Meharon ki dhani, is a small village in Jaisalmer district of Rajasthan state in India. Village is located around 26.15511 N latitude, 70.90740 E longitude and 128 kilometers form District Headquarters, Jaisalmer city.
Village is famous for granite stone "Lakha Red".

History
The village at its current location was founded in 1910 by AllahRakha Mehar(He was founder of meharon ki dhani from kunda) He had done lot of struggle for MKD's muslim community . Second phase of development started after beginning of granite by Murad Ali Mehar and   some peoples started mining company Mehar Granite Industries, M.M. Granite and later Sabu Granite Industries which are today largest producer of lakha red granite. Some other quarries are Sona Granite,PMG,LMG and Allahrakha Granite. all these are owned by affluent families of village.

Demographics 
Most of the people of village believe in Islam, and are Sindhis Muslim. They speak Sindhi language.
As of 2001 India census, Meharon ki dhani had a population of 745 with 387 male and 358 female. This Muslim village has a below average literacy rate, male literacy is 50 percent, and female literacy is around 10 percent. People are spending heavily on boys' education but female education is still not common because of conservative nature of society.

Economy 
Granite Industry is rapidly growing in this village because of red stone. First granite quarry was started in 1998 by a Gujarati businessman, now there are around 30 granite quarries and 1 tile cutting factory is running in the outskirts of village.M M Granite (Asia biggest mines of Lakha red granite with unique color of red granite )  & salakh & Fatan granite ,  Sabu Granite Industries and Mehar Granite Industries R K granite,   is a leading company in this sector controlling around 40% of production, transportation and finished products. Because of granite industry some other industries like transport and dairy have grown in recent years.
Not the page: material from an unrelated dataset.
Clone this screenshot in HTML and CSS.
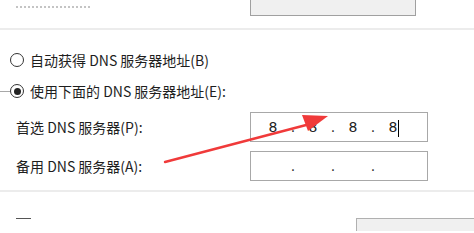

Main occupation of resident of this village is farming. People grow pearl millet (bajra), pulses in the monsoon season and wheat and cash crop like cumin (jeera)and mustard in winter season. Few years back people were only relied on monsoon rain for their farming but now irrigated farms are becoming more common.

Some people also keep sheep and goat herd for milk, meat and wool. But this occupation is becoming extinct because low profit and availability of well paid jobs in granite industry.

Education
There is middle school in the village with a computer center, volleyball Court and cricket ground. Because of good income from granite sector and irrigated farming people are sending their children to cities like Sikar, Jaipur, Jodhpur and Kota to provide quality education. Village has maximum number of graduate and government servant in all Muslim village of district.

Transportation
The village is well connected with Road.
It is connected with road to  nearby  cities like Barmer, Jaisalmer, Jodhpur. Now-a-days people prefer to use private vehicle over public transport because of low frequency and overcrowding.